# DIRECTION
Repeat the records word for word, excluding any picture.

# DATA LISTING
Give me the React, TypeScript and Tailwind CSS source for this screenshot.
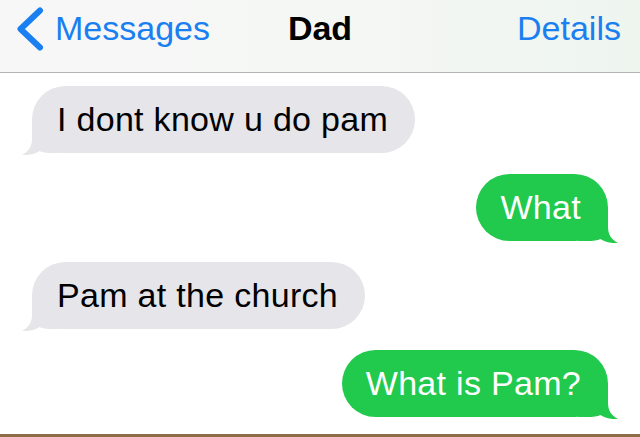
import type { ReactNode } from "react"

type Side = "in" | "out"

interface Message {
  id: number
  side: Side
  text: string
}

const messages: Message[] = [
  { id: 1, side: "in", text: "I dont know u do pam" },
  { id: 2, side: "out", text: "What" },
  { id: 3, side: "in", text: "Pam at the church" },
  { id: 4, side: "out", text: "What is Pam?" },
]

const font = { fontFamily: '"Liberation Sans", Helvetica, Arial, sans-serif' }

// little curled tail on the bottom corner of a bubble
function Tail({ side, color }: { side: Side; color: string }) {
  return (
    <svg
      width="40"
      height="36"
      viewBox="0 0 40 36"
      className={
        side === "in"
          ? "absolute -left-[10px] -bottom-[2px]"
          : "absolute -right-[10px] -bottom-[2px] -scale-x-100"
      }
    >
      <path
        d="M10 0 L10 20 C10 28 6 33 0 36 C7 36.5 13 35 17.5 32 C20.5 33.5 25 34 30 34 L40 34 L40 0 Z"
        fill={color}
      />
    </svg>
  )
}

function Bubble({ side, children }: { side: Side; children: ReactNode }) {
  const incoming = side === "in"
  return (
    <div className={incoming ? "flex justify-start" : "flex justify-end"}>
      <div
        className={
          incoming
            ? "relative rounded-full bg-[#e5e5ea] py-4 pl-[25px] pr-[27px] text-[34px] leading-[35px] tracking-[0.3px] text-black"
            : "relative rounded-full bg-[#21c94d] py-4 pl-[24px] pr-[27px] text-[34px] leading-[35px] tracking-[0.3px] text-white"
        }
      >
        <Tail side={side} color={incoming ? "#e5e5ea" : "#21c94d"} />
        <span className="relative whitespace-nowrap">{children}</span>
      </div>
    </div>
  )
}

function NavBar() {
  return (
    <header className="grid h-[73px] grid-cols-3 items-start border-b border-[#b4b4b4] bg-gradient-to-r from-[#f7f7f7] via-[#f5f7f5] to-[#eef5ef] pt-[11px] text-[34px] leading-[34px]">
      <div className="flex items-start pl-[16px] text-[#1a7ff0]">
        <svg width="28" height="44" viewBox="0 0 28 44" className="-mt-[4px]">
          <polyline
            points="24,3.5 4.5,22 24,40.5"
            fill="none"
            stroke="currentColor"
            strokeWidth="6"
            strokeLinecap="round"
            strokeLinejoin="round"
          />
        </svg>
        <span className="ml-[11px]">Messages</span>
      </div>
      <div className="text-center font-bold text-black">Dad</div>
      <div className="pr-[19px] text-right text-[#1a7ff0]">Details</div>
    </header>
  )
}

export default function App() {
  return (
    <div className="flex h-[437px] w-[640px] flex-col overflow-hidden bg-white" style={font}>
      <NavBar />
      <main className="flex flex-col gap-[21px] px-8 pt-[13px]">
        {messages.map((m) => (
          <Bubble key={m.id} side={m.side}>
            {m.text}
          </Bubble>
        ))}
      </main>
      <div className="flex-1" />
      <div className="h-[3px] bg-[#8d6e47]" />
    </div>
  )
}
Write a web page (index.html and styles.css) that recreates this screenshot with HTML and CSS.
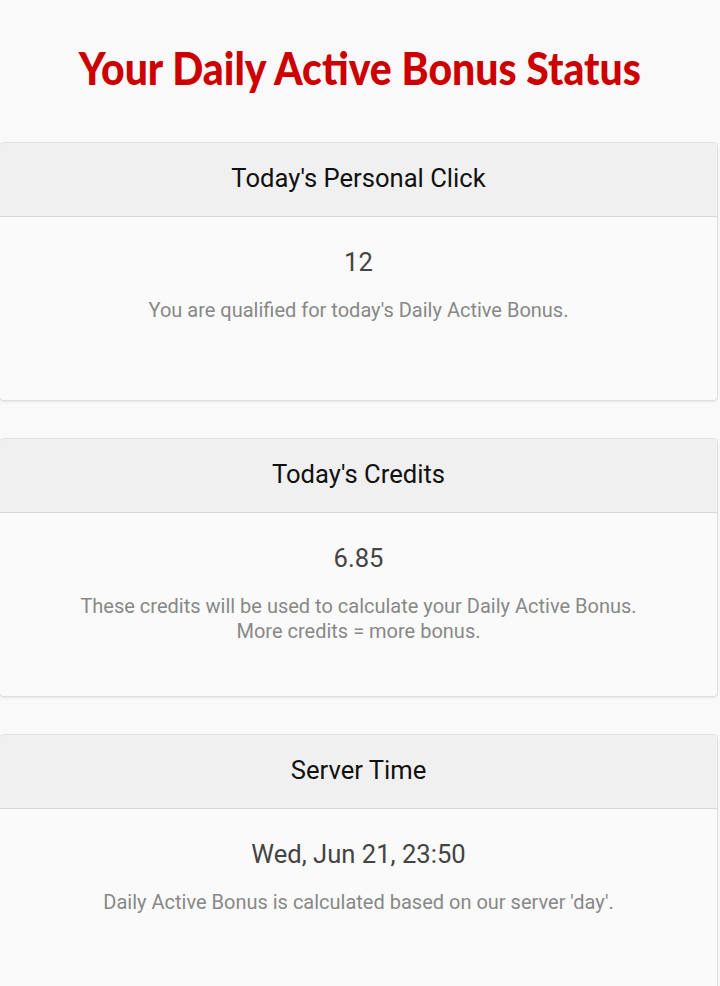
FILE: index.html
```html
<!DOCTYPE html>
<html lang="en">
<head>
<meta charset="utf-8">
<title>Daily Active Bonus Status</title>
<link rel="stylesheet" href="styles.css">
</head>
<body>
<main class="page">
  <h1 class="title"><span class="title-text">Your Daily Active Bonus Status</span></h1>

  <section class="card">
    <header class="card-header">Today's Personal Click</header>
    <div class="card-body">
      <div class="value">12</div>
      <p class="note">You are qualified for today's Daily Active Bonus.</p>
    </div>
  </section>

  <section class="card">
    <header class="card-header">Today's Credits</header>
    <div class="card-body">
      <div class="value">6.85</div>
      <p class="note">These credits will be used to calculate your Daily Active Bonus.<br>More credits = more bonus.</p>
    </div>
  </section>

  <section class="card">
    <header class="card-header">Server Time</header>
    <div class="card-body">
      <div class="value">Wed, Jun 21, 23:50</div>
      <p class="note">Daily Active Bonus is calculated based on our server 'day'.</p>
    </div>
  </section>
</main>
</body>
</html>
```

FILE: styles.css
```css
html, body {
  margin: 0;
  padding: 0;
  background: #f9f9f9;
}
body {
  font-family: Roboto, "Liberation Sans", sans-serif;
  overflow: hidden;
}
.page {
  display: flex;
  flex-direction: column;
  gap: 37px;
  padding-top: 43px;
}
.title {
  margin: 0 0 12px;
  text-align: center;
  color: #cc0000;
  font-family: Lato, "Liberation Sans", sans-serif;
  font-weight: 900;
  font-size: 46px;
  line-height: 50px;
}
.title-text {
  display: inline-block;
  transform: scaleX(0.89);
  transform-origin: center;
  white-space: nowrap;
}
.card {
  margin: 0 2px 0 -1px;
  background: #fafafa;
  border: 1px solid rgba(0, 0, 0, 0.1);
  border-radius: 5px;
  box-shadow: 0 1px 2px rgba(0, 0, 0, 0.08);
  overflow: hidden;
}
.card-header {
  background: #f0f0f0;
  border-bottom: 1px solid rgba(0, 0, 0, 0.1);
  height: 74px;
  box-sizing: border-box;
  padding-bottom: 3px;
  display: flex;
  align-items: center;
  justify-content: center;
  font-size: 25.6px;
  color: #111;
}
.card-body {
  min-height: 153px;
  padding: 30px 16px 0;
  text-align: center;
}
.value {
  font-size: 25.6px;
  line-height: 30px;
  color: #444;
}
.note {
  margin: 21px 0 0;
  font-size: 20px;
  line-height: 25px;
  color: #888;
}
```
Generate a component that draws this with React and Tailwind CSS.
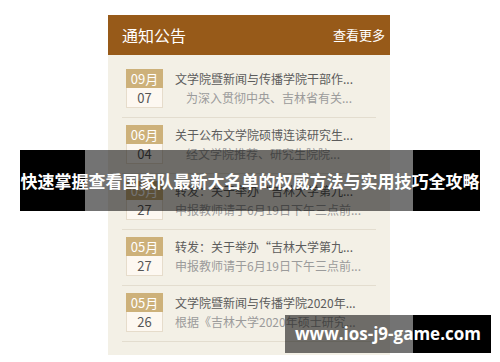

# ANSWER TO THE EXERCISE
Give me the React, TypeScript and Tailwind CSS source for this screenshot.
import type { ReactNode } from "react"

type Side = "in" | "out"

interface Message {
  id: number
  side: Side
  text: string
}

const messages: Message[] = [
  { id: 1, side: "in", text: "I dont know u do pam" },
  { id: 2, side: "out", text: "What" },
  { id: 3, side: "in", text: "Pam at the church" },
  { id: 4, side: "out", text: "What is Pam?" },
]

const font = { fontFamily: '"Liberation Sans", Helvetica, Arial, sans-serif' }

// little curled tail on the bottom corner of a bubble
function Tail({ side, color }: { side: Side; color: string }) {
  return (
    <svg
      width="40"
      height="36"
      viewBox="0 0 40 36"
      className={
        side === "in"
          ? "absolute -left-[10px] -bottom-[2px]"
          : "absolute -right-[10px] -bottom-[2px] -scale-x-100"
      }
    >
      <path
        d="M10 0 L10 20 C10 28 6 33 0 36 C7 36.5 13 35 17.5 32 C20.5 33.5 25 34 30 34 L40 34 L40 0 Z"
        fill={color}
      />
    </svg>
  )
}

function Bubble({ side, children }: { side: Side; children: ReactNode }) {
  const incoming = side === "in"
  return (
    <div className={incoming ? "flex justify-start" : "flex justify-end"}>
      <div
        className={
          incoming
            ? "relative rounded-full bg-[#e5e5ea] py-4 pl-[25px] pr-[27px] text-[34px] leading-[35px] tracking-[0.3px] text-black"
            : "relative rounded-full bg-[#21c94d] py-4 pl-[24px] pr-[27px] text-[34px] leading-[35px] tracking-[0.3px] text-white"
        }
      >
        <Tail side={side} color={incoming ? "#e5e5ea" : "#21c94d"} />
        <span className="relative whitespace-nowrap">{children}</span>
      </div>
    </div>
  )
}

function NavBar() {
  return (
    <header className="grid h-[73px] grid-cols-3 items-start border-b border-[#b4b4b4] bg-gradient-to-r from-[#f7f7f7] via-[#f5f7f5] to-[#eef5ef] pt-[11px] text-[34px] leading-[34px]">
      <div className="flex items-start pl-[16px] text-[#1a7ff0]">
        <svg width="28" height="44" viewBox="0 0 28 44" className="-mt-[4px]">
          <polyline
            points="24,3.5 4.5,22 24,40.5"
            fill="none"
            stroke="currentColor"
            strokeWidth="6"
            strokeLinecap="round"
            strokeLinejoin="round"
          />
        </svg>
        <span className="ml-[11px]">Messages</span>
      </div>
      <div className="text-center font-bold text-black">Dad</div>
      <div className="pr-[19px] text-right text-[#1a7ff0]">Details</div>
    </header>
  )
}

export default function App() {
  return (
    <div className="flex h-[437px] w-[640px] flex-col overflow-hidden bg-white" style={font}>
      <NavBar />
      <main className="flex flex-col gap-[21px] px-8 pt-[13px]">
        {messages.map((m) => (
          <Bubble key={m.id} side={m.side}>
            {m.text}
          </Bubble>
        ))}
      </main>
      <div className="flex-1" />
      <div className="h-[3px] bg-[#8d6e47]" />
    </div>
  )
}
Write a web page (index.html and styles.css) that recreates this screenshot with HTML and CSS.
FILE: index.html
```html
<!DOCTYPE html>
<html lang="en">
<head>
<meta charset="utf-8">
<title>Daily Active Bonus Status</title>
<link rel="stylesheet" href="styles.css">
</head>
<body>
<main class="page">
  <h1 class="title"><span class="title-text">Your Daily Active Bonus Status</span></h1>

  <section class="card">
    <header class="card-header">Today's Personal Click</header>
    <div class="card-body">
      <div class="value">12</div>
      <p class="note">You are qualified for today's Daily Active Bonus.</p>
    </div>
  </section>

  <section class="card">
    <header class="card-header">Today's Credits</header>
    <div class="card-body">
      <div class="value">6.85</div>
      <p class="note">These credits will be used to calculate your Daily Active Bonus.<br>More credits = more bonus.</p>
    </div>
  </section>

  <section class="card">
    <header class="card-header">Server Time</header>
    <div class="card-body">
      <div class="value">Wed, Jun 21, 23:50</div>
      <p class="note">Daily Active Bonus is calculated based on our server 'day'.</p>
    </div>
  </section>
</main>
</body>
</html>
```

FILE: styles.css
```css
html, body {
  margin: 0;
  padding: 0;
  background: #f9f9f9;
}
body {
  font-family: Roboto, "Liberation Sans", sans-serif;
  overflow: hidden;
}
.page {
  display: flex;
  flex-direction: column;
  gap: 37px;
  padding-top: 43px;
}
.title {
  margin: 0 0 12px;
  text-align: center;
  color: #cc0000;
  font-family: Lato, "Liberation Sans", sans-serif;
  font-weight: 900;
  font-size: 46px;
  line-height: 50px;
}
.title-text {
  display: inline-block;
  transform: scaleX(0.89);
  transform-origin: center;
  white-space: nowrap;
}
.card {
  margin: 0 2px 0 -1px;
  background: #fafafa;
  border: 1px solid rgba(0, 0, 0, 0.1);
  border-radius: 5px;
  box-shadow: 0 1px 2px rgba(0, 0, 0, 0.08);
  overflow: hidden;
}
.card-header {
  background: #f0f0f0;
  border-bottom: 1px solid rgba(0, 0, 0, 0.1);
  height: 74px;
  box-sizing: border-box;
  padding-bottom: 3px;
  display: flex;
  align-items: center;
  justify-content: center;
  font-size: 25.6px;
  color: #111;
}
.card-body {
  min-height: 153px;
  padding: 30px 16px 0;
  text-align: center;
}
.value {
  font-size: 25.6px;
  line-height: 30px;
  color: #444;
}
.note {
  margin: 21px 0 0;
  font-size: 20px;
  line-height: 25px;
  color: #888;
}
```
Generate a component that draws this with React and Tailwind CSS.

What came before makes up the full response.